Our opinion: Lyle seniors a model of resilience, Christmas spirit
The COVID-19 pandemic has forced us all to adapt in a variety of ways in order to cope with the burden put on us.
It’s never been easy and it won’t be easy going forward, at least for the foreseeable future. All we can do is bear it and hope for a better future as vaccines begin spreading throughout the country and the world.
But while we are forced to deal with this continuing headache, we can take some optimism from those positive stories surrounding us. We introduced you to one of those stories Wednesday.
Determined to ensure that a traditional Christmas celebration was observed in some kind of manner, the seniors from Lyle High School, directed by industrial tech teacher Jim Hansen, jumped in and simply adapted to tell “The Polar Express” in a new way.

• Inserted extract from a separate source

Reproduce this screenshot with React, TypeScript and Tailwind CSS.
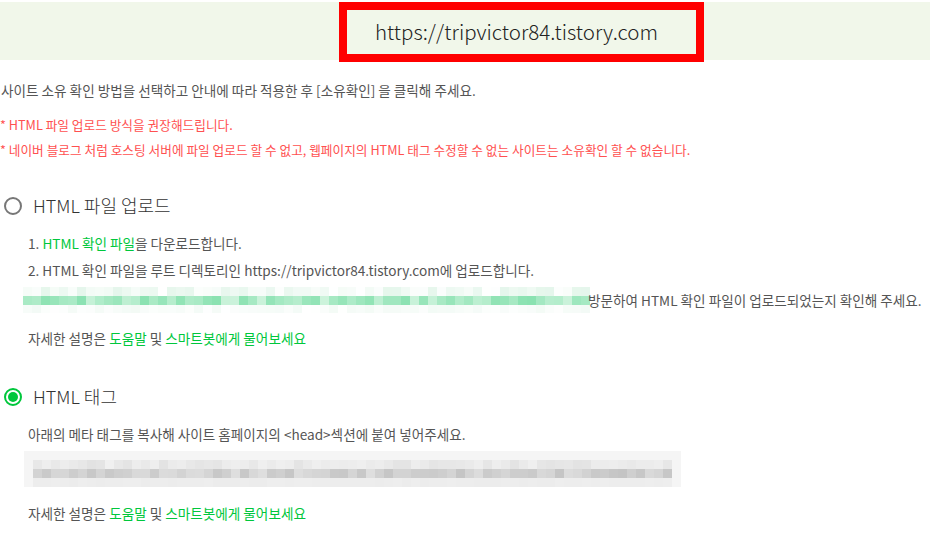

The Polar Express Experience, as it had come to be called, involved several layers of interactive Christmas fun for elementary students in the Lyle Public Schools District. In the end it looked much different than the usual way “The Polar Express” was delivered at the school, but no less entertaining.
Since 2018, the seniors at Lyle High School have always played a part in delivering the story to the elementary students, but this year COVID-19 played an unwelcome part. It threatened to derail the young tradition, but what came forth is a testament of how much these students care about their community and the younger students.
The students came up with several ideas that were chained together to form the new and different experience that still was able to accomplished the same kind of fun of years past.
This was an example of how students rose to a challenge and accomplished the goals set by this challenge. Sometimes it’s easy to look at the younger generation and grumble that they are not doing the things the way we did them when we were that same age, disparage them as lazy and addicted to their cellphones. But examples like this show that anybody who has these judgments of age are underestimating what teens are capable of accomplishing.
We hope that the younger students benefited from this work and had fun with what was presented to them. It maybe wasn’t what they were used to, but nevertheless it was a taste of Christmas we all very much needed.
At the same time, we hope the seniors are proud of what they accomplished and understand the magnitude and the meaning of what they pulled off. We hope the community also realizes the gems they have in their own community.